Available data:
· · ·
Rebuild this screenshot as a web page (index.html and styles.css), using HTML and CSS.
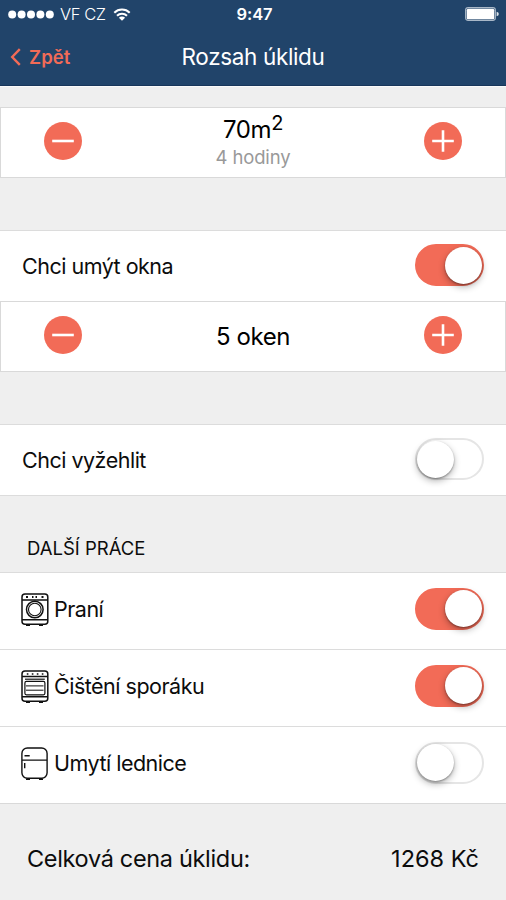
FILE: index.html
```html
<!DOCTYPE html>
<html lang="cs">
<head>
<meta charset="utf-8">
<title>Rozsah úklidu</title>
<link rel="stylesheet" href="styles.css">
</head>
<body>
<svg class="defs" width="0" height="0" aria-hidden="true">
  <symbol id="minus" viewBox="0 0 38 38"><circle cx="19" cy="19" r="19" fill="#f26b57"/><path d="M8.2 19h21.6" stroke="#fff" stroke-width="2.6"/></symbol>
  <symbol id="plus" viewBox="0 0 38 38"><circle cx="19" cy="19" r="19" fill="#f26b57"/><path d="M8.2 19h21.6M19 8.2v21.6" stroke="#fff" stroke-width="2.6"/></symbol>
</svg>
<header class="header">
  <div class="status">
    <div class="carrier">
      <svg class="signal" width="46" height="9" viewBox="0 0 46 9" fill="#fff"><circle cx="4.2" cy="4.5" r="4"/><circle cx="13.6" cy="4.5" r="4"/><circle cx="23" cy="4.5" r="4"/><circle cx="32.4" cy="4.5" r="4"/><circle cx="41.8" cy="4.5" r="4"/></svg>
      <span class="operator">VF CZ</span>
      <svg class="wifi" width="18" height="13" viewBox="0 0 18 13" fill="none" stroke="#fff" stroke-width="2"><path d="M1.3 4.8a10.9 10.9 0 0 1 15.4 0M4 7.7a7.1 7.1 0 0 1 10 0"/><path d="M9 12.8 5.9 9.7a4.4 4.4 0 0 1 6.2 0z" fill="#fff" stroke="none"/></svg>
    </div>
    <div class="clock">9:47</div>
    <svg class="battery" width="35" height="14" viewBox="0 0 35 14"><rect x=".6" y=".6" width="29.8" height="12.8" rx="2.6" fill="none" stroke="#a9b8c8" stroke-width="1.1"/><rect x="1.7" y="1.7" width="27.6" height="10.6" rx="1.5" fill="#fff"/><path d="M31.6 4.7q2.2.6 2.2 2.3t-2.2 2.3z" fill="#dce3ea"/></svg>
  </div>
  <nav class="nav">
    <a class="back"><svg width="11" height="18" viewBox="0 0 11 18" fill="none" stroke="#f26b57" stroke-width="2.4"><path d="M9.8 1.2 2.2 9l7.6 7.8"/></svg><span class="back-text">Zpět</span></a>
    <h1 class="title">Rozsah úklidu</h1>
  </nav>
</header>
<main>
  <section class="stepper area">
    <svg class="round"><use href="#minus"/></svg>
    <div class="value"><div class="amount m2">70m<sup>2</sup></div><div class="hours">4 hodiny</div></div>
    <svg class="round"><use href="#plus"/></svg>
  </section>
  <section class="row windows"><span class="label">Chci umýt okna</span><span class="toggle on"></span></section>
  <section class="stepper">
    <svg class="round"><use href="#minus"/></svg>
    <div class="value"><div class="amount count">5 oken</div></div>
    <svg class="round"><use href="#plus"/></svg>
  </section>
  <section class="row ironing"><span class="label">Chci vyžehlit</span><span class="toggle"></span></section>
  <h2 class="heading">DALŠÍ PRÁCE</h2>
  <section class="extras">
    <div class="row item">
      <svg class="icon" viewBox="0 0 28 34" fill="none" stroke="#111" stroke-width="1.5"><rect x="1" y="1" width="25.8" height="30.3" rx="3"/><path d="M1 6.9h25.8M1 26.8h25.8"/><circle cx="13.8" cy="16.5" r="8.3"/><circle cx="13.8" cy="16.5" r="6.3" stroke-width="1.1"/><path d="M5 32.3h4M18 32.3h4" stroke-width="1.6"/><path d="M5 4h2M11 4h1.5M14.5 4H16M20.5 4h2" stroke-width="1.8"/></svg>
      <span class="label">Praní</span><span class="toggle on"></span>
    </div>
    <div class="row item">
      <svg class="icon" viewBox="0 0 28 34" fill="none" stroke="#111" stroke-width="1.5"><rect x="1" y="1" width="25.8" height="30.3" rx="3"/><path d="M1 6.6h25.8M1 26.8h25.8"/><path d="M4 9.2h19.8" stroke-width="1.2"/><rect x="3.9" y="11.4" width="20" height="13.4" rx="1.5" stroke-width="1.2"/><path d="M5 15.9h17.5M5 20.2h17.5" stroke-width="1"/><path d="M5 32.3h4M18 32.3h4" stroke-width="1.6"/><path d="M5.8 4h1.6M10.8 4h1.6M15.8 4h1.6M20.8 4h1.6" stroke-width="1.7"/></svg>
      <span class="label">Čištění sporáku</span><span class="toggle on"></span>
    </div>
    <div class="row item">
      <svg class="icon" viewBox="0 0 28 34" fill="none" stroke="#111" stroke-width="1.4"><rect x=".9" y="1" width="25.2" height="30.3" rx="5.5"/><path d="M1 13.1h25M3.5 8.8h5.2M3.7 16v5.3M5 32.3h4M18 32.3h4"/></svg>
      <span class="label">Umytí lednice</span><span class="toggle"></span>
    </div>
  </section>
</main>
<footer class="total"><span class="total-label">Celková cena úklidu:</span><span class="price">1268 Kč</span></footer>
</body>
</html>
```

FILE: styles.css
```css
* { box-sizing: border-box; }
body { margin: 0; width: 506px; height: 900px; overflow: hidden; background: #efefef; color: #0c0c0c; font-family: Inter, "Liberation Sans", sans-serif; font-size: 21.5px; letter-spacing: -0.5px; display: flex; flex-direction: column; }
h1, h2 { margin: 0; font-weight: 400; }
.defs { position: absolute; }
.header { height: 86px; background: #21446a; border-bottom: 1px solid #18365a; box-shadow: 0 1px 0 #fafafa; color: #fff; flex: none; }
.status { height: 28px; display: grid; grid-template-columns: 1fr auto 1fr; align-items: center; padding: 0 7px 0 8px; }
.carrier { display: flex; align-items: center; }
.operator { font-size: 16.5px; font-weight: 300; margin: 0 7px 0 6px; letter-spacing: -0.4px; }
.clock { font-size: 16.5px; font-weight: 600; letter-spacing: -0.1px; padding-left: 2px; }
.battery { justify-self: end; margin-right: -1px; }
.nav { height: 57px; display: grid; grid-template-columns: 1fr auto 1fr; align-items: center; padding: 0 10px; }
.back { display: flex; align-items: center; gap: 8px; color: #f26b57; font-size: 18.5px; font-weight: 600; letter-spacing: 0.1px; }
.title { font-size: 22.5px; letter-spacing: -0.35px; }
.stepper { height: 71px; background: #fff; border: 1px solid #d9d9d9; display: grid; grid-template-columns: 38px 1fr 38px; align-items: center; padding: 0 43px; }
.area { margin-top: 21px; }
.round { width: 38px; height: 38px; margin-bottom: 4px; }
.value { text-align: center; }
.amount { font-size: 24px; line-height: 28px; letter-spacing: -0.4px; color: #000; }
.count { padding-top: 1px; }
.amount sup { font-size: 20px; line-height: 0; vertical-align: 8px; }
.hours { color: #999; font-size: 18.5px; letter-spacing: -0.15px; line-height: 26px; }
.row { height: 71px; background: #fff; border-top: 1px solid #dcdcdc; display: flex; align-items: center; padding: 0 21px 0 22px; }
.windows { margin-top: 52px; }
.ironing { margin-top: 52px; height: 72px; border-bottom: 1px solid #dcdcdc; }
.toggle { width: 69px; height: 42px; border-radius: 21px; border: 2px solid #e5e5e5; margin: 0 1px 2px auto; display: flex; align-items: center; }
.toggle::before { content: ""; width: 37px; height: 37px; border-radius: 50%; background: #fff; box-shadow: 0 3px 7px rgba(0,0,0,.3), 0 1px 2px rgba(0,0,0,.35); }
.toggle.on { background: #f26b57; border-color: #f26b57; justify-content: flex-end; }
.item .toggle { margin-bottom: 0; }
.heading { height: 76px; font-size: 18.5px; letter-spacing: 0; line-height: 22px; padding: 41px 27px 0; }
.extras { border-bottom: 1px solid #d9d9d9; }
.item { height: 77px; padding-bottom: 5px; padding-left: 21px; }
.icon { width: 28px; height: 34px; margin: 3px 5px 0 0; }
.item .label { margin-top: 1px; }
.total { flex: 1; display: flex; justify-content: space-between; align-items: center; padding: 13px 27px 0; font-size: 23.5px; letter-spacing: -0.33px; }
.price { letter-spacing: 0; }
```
· · ·
Select all lines in the listing above where the word "index" appears, and show them.

Output for this task:
Rebuild this screenshot as a web page (index.html and styles.css), using HTML and CSS.
FILE: index.html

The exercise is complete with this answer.